Accrual accounting recognizes revenue when earned and expenses when incurred, regardless of when cash changes hands. Cash accounting recognizes revenue only when cash is received and expenses only when cash is paid.

Most organizations use accrual accounting because it provides a more accurate picture of financial performance during a specific period. If you invoice a customer on December 15 for $10,000 but receive payment in January, accrual accounting records the revenue in December when work was completed. Cash accounting records it in January when cash arrives.

Accrual accounting requires adjusting entries at period-end to capture revenue earned but not yet invoiced. You also record expenses incurred but not yet paid. This is why understanding accruals and deferrals is crucial for FO1 success.

What are adjusting entries and why are they necessary?

Adjusting entries are journal entries made at period-end to ensure revenues and expenses are recorded in the correct period.
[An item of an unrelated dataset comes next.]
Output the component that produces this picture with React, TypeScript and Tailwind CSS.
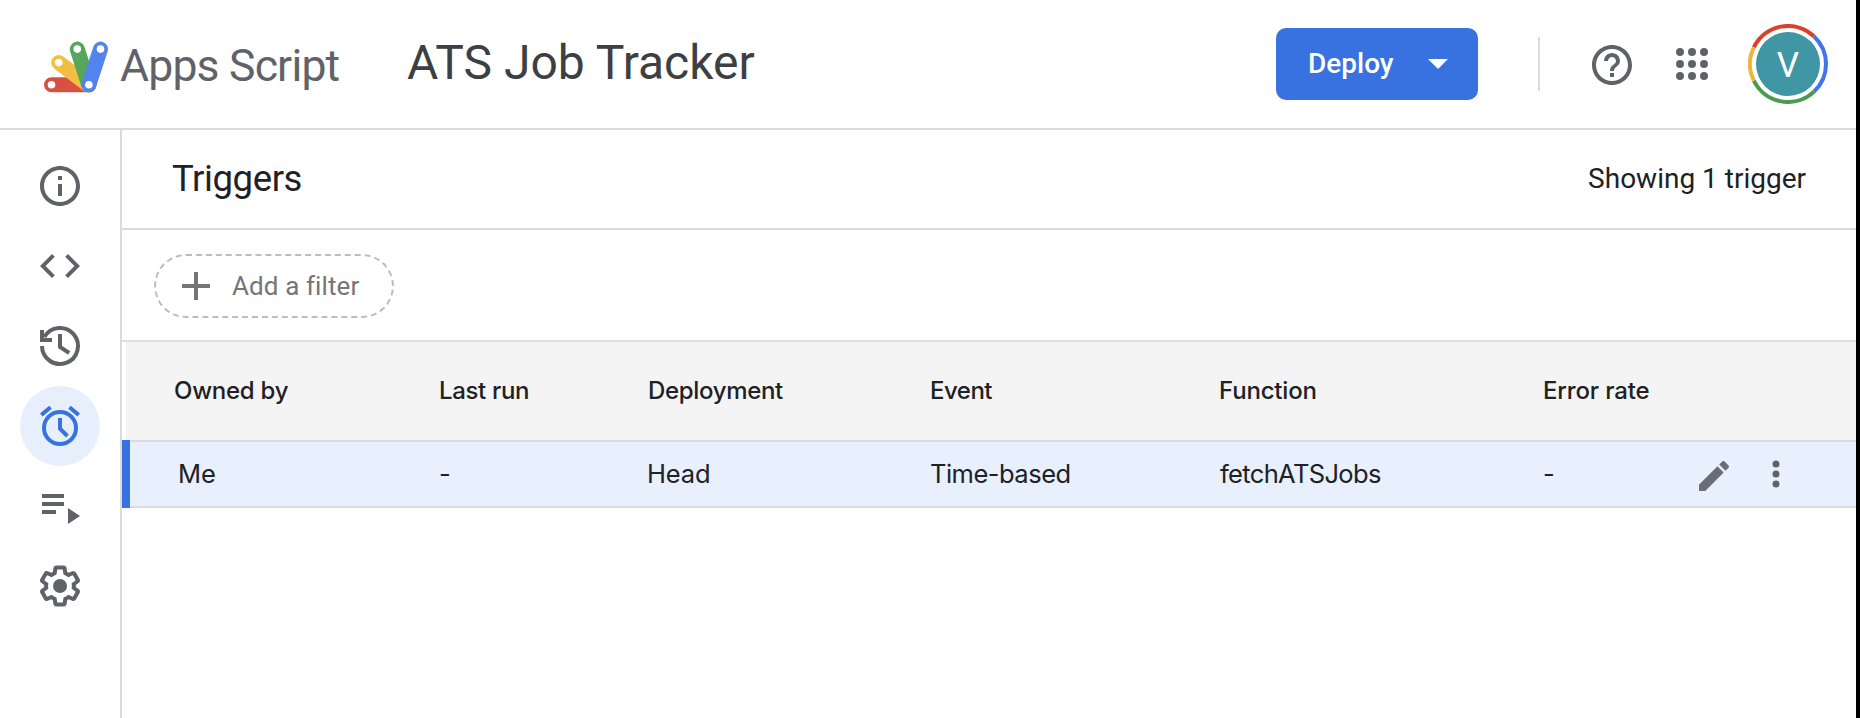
import type { ReactNode } from "react";

function Icon({ children, className = "size-12" }: { children: ReactNode; className?: string }) {
  return (
    <svg viewBox="0 0 24 24" fill="currentColor" className={`shrink-0 ${className}`} aria-hidden="true">
      {children}
    </svg>
  );
}

function Logo() {
  return (
    <svg viewBox="0 0 66 54" className="h-[54px] w-[66px] shrink-0" fill="none" strokeWidth="15" strokeLinecap="round" aria-hidden="true">
      <path d="M8.5 45.8H46" stroke="#d85140" />
      <path d="M15.7 23.6L45 45.8" stroke="#f1bf42" />
      <path d="M34.3 10.1L45.7 45.8" stroke="#58a55c" />
      <path d="M57.5 10.1L45.9 45.8" stroke="#5383ec" />
      <g fill="#fff">
        <circle cx="8.5" cy="45.8" r="3.8" />
        <circle cx="15.7" cy="23.6" r="3.8" />
        <circle cx="34.3" cy="10.1" r="3.8" />
        <circle cx="57.5" cy="10.1" r="3.8" />
        <circle cx="45.9" cy="45.8" r="3.8" />
      </g>
    </svg>
  );
}

function Avatar() {
  return (
    <div className="grid size-20 place-items-center">
      <svg viewBox="0 0 80 80" className="col-start-1 row-start-1 size-20" fill="none" strokeWidth="4" aria-hidden="true">
        <path d="M5.85 23.3A38 38 0 0 1 65.9 12.2" stroke="#d9412d" />
        <path d="M65.9 12.2A38 38 0 0 1 65.9 67.8" stroke="#4274eb" />
        <path d="M65.9 67.8A38 38 0 0 1 5.85 56.7" stroke="#4a9c4c" />
        <path d="M5.85 56.7A38 38 0 0 1 5.85 23.3" stroke="#eeb43b" />
      </svg>
      <div className="col-start-1 row-start-1 flex size-16 items-center justify-center rounded-full bg-[#4196a6] pt-0.5 font-['Roboto',sans-serif] text-[35px] leading-none text-white">
        V
      </div>
    </div>
  );
}

function Header() {
  return (
    <header className="flex h-[130px] shrink-0 items-center border-b-2 border-[#dadae0] pl-[43px] pr-7">
      <div className="flex w-[364px] items-center pt-1">
        <Logo />
        <span className="ml-[11px] font-['Roboto',sans-serif] text-[44.5px] leading-[54px] tracking-[-0.8px] text-[#5f6368]">Apps Script</span>
      </div>
      <h1 className="pb-[3px] font-['Roboto',sans-serif] text-[48px] leading-[56px] text-[#3c4043]">ATS Job Tracker</h1>
      <div className="ml-auto flex items-center">
        <button className="flex h-[72px] w-[202px] items-center rounded-[10px] bg-[#3871e0] pl-8 font-['Roboto',sans-serif] text-[28px] font-medium text-white">
          Deploy
          <svg viewBox="0 0 20 10" className="ml-[34px] h-2.5 w-5" fill="currentColor" aria-hidden="true">
            <path d="M0 0h20L10 10z" />
          </svg>
        </button>
        <div className="ml-[60px] h-[54px] w-0.5 bg-[#dadae0]" />
        <div className="ml-12 flex items-center gap-8 text-[#5f6368]">
          <div className="pt-0.5">
            <Icon>
              <path d="M11 18h2v-2h-2v2zm1-16C6.48 2 2 6.48 2 12s4.48 10 10 10 10-4.48 10-10S17.52 2 12 2zm0 18c-4.41 0-8-3.59-8-8s3.59-8 8-8 8 3.59 8 8-3.59 8-8 8zm0-14c-2.21 0-4 1.79-4 4h2c0-1.1.9-2 2-2s2 .9 2 2c0 2-3 1.75-3 5h2c0-2.25 3-2.5 3-5 0-2.21-1.79-4-4-4z" />
            </Icon>
          </div>
          <Icon>
            {[6, 12, 18].map((y) => [6, 12, 18].map((x) => <circle key={`${x}-${y}`} cx={x} cy={y} r="2" />))}
          </Icon>
          <Avatar />
        </div>
      </div>
    </header>
  );
}

function NavItem({ active = false, children }: { active?: boolean; children: ReactNode }) {
  return (
    <a className={`flex size-20 items-center justify-center rounded-full ${active ? "bg-[#e7effd] text-[#3871e0]" : "text-[#5f6368]"}`}>
      <Icon>{children}</Icon>
    </a>
  );
}

function Sidebar() {
  return (
    <nav className="flex w-[122px] shrink-0 flex-col border-r-2 border-[#dadae0] pl-5 pt-4">
      <NavItem>
        <path d="M11 7h2v2h-2zm0 4h2v6h-2zm1-9C6.48 2 2 6.48 2 12s4.48 10 10 10 10-4.48 10-10S17.52 2 12 2zm0 18c-4.41 0-8-3.59-8-8s3.59-8 8-8 8 3.59 8 8-3.59 8-8 8z" />
      </NavItem>
      <NavItem>
        <path d="M9.4 16.6L4.8 12l4.6-4.6L8 6l-6 6 6 6 1.4-1.4zm5.2 0l4.6-4.6-4.6-4.6L16 6l6 6-6 6-1.4-1.4z" />
      </NavItem>
      <NavItem>
        <g fill="none" stroke="currentColor" strokeWidth="2">
          <path d="M3 12a9 9 0 1 0 1.200-4.500" />
          <path d="M3 4v5h5" />
          <path d="M12 6v6.500l4.600 3" />
        </g>
      </NavItem>
      <NavItem active>
        <g fill="none" stroke="currentColor" strokeWidth="2">
          <circle cx="12" cy="13" r="8" />
          <path d="M2.650 6.480L7.240 2.620M21.350 6.480L16.760 2.620" />
          <path d="M12 8v5.300l3.700 3.700" />
        </g>
      </NavItem>
      <NavItem>
        <path d="M3 6h11v2H3zM3 10h11v2H3zM3 14h7v2H3zM16 13v8l6-4z" />
      </NavItem>
      <NavItem>
        <path d="M13.85 22.25h-3.7c-.74 0-1.36-.54-1.45-1.27l-.27-1.89c-.27-.14-.53-.29-.79-.46l-1.8.72c-.7.26-1.47-.03-1.81-.65L2.2 15.53c-.35-.66-.2-1.44.36-1.88l1.53-1.19c-.01-.15-.02-.3-.02-.46 0-.15.01-.31.02-.46l-1.52-1.19c-.59-.45-.74-1.26-.37-1.88l1.85-3.19c.34-.62 1.11-.9 1.79-.63l1.81.73c.26-.17.52-.32.78-.46l.27-1.91c.09-.7.71-1.25 1.44-1.25h3.7c.74 0 1.36.54 1.45 1.27l.27 1.89c.27.14.53.29.79.46l1.8-.72c.71-.26 1.48.03 1.82.65l1.84 3.18c.36.66.2 1.44-.36 1.88l-1.52 1.19c.01.15.02.3.02.46s-.01.31-.02.46l1.52 1.19c.56.45.72 1.23.37 1.86l-1.86 3.22c-.34.62-1.11.9-1.8.63l-1.8-.72c-.26.17-.52.32-.78.46l-.27 1.91c-.1.68-.72 1.22-1.46 1.22zm-3.23-2h2.76l.37-2.55.53-.22c.44-.18.88-.44 1.34-.78l.45-.34 2.38.96 1.38-2.4-2.03-1.58.07-.56c.03-.26.06-.51.06-.78s-.03-.53-.06-.78l-.07-.56 2.03-1.58-1.39-2.4-2.39.96-.45-.35c-.42-.32-.87-.58-1.33-.77l-.52-.22-.37-2.55h-2.76l-.37 2.55-.53.21c-.44.19-.88.44-1.34.79l-.45.33-2.38-.95-1.39 2.39 2.03 1.58-.07.56a7 7 0 0 0-.06.79c0 .26.02.53.06.78l.07.56-2.03 1.58 1.38 2.4 2.39-.96.45.35c.43.33.86.58 1.33.77l.53.22.38 2.55z" />
        <circle cx="12" cy="12" r="3.5" />
      </NavItem>
    </nav>
  );
}

const columns = "grid grid-cols-[265px_208px_283px_289px_324px_1fr] items-center";

function TriggerTable() {
  return (
    <section className="font-['Inter',sans-serif] text-[#202124]">
      <div className={`${columns} ml-1 h-[98px] bg-[#f4f4f4] pl-12 text-[24px] font-medium`}>
        <span className="tracking-[-0.25px]">Owned by</span>
        <span className="tracking-[-0.34px]">Last run</span>
        <span className="pl-px tracking-[-0.33px]">Deployment</span>
        <span className="tracking-[-0.5px]">Event</span>
        <span className="tracking-[-0.18px]">Function</span>
        <span className="tracking-[-0.14px]">Error rate</span>
      </div>
      <div className="flex h-[68px] border-l-8 border-[#3871e0]">
        <div className={`${columns} flex-1 border-y-2 border-[#dadae0] bg-[#e8effd] pl-11 text-[25.5px]`}>
          <span className="pl-1">Me</span>
          <span>-</span>
          <span className="tracking-[-0.13px]">Head</span>
          <span className="tracking-[-0.51px]">Time-based</span>
          <span className="pl-px tracking-[-0.64px]">fetchATSJobs</span>
          <div className="flex items-center justify-between pr-[60px]">
            <span>-</span>
            <div className="flex items-center gap-[22px]">
              <div className="pt-1 text-[#6b6d76]">
                <Icon className="size-10">
                  <path d="M3 17.25V21h3.75L17.81 9.94l-3.75-3.75L3 17.25zM20.71 7.04c.39-.39.39-1.02 0-1.41l-2.34-2.34c-.39-.39-1.02-.39-1.41 0l-1.83 1.83 3.75 3.75 1.83-1.83z" />
                </Icon>
              </div>
              <Icon className="size-10 text-[#5f6368]">
                <circle cx="12" cy="6" r="2.100" />
                <circle cx="12" cy="12" r="2.100" />
                <circle cx="12" cy="18" r="2.100" />
              </Icon>
            </div>
          </div>
        </div>
      </div>
    </section>
  );
}

export default function App() {
  return (
    <div className="flex h-[718px] w-[1860px] flex-col overflow-hidden border-r-4 border-black bg-white">
      <Header />
      <div className="flex min-h-0 flex-1">
        <Sidebar />
        <main className="flex-1">
          <div className="flex h-[100px] items-center justify-between border-b-2 border-[#dadae0] pl-[50px] pr-[50px] text-[#202124]">
            <h2 className="font-['Roboto',sans-serif] text-[36.5px] tracking-[-0.4px]">Triggers</h2>
            <span className="font-['Roboto',sans-serif] text-[28px]">Showing 1 trigger</span>
          </div>
          <div className="flex h-28 items-center border-b-2 border-[#e0e0e0] pl-8 pt-0.5">
            <button className="flex h-16 w-60 items-center rounded-full border-2 border-dashed border-[#bdbdbd] pl-[26px] font-['Roboto',sans-serif] text-[26px] tracking-[0.1px] text-[#757575]">
              <svg viewBox="0 0 28 28" className="mr-[22px] size-7" fill="currentColor" aria-hidden="true">
                <path d="M12 0h4v12h12v4H16v12h-4V16H0v-4h12z" />
              </svg>
              Add a filter
            </button>
          </div>
          <TriggerTable />
        </main>
      </div>
    </div>
  );
}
They follow accrual accounting principles and ensure financial statements reflect reality.

Common adjusting entries include:

  • Accrued expenses: Expenses incurred but not yet paid
  • Accrued revenues: Revenues earned but not yet billed
  • Prepaid expenses: Payments made in advance benefiting future periods
  • Unearned revenues: Cash received in advance for services not yet provided
  • Depreciation: Allocation of fixed asset costs
  • Allowances: Reserves for uncollectible accounts

For example, if you pay $12,000 for insurance covering 12 months, you expense one month's worth ($1,000) in an adjusting entry. You don't expense the entire amount immediately.

Adjusting entries are essential because unadjusted trial balances don't reflect the true financial position. Without them, financial statements would be inaccurate.

How do the three financial statements connect to each other?

The three financial statements are interconnected and must reconcile with each other. Understanding their connections prevents calculation errors.

The income statement shows net income for the period, which flows into the balance sheet as part of retained earnings. The balance sheet at period-end shows cumulative results of all operations and financing decisions.

The cash flow statement reconciles the accrual-based net income from the income statement with the actual cash balance on the balance sheet. It starts with net income and adjusts for non-cash items and working capital changes.

Then it shows cash from investing activities and financing activities. It concludes with the net change in cash, which explains how the cash balance changed from beginning to end of the period.

Understanding these connections is critical. Many students memorize statements in isolation and make errors by not seeing the bigger picture.

What inventory valuation method should I use for my company?

FO1 covers three main inventory valuation methods:

  • FIFO (First-In, First-Out): Assumes the oldest inventory is sold first
  • LIFO (Last-In, First-Out): Assumes the newest inventory is sold first
  • Weighted Average: Calculates a single cost per unit based on total units and total cost

The method chosen significantly impacts Cost of Goods Sold, ending inventory value, gross profit, and net income. During inflationary periods, FIFO results in lower COGS and higher net income. LIFO results in higher COGS and lower net income.

Most companies choose based on tax implications and matching principle considerations. FO1 doesn't typically require you to recommend a method for specific companies. However, you must understand how each method works, calculate inventory values using each, and explain the impact on financial statements.